As I am sure you know, “status quo” is a phrase that means the existing state of affairs. What you may not know is that “status quo” is itself a shortened version of the original Latin phrase “in statu quo res erantante bellum”, meaning “in the state in which things were before the war”.

Michael Gove was certainly happy to wage war on “The Blob” as education secretary. In contrast, his successor, Nicky Morgan, swiftly replaced his hyperactivity with pretty much zero activity during her entire two years in office as she defended the status quo while pretending that the war had never happened in the first place. Having two diametrically opposed predecessors left Justine Greening in an awkward position when she was appointed in July 2016. With the election now out of the way, it is pertinent to ask what we have learned in the past 11 months about the kind of education secretary she wants to be.

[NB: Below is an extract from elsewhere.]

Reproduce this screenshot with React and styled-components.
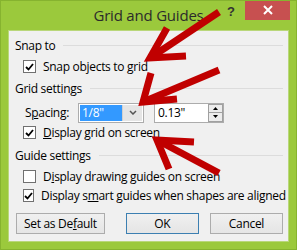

With the newly beefed-up Department for Education (universities were being reintegrated) at her fingertips, Justine Greening had little time to settle in last year before some big decisions arrived on her desk.

Within a matter of days of taking up her post, she disappointed many by delaying the national funding formula outlined several months earlier by Morgan. A couple of weeks later, grammar schools hit the headlines for the first time in around 20 years when it was reported that Theresa May was considering their reintroduction.

The ensuing storm has dogged the comprehensive-schooled education secretary ever since. It was immediately apparent that Number 10 was the driving force behind the push for more grammar schools, yet the DfE was passed the responsibility for making it happen. After a bruising opening period, Greening turned her attention to less glamorous but still significant policy areas. She dropped Morgan’s plan to eliminate reserved places for parent governors (“parents are part of how success gets delivered”) as well as abandoning the aim that all schools would become academies by 2020, saying that the DfE’s efforts would instead be focused on improving schools. Given this change of tack, it was no surprise to see her consign the entire education bill published by Nicky Morgan in March 2016 to the scrapheap. Dropping a proposed piece of legislation will always draw criticism from its supporters as well as embolden its critics; it was, nevertheless, the right call.

U-turn if you want to

Given the magnitude of the decision to abandon an education bill, amid the heated debate over grammar schools, one would have forgiven Greening for avoiding thorny issues for a while. On the contrary, she kept plugging away at whatever came in her direction. Labour MPs led a campaign against funding cuts for training young apprentices, and Greening decided to acquiesce to their request in October by announcing an extra 20 per cent payment to training providers. Even though this was a sharp policy U-turn that handed her political opponents an easy and very public victory, Greening figured that the best thing to do was to back down.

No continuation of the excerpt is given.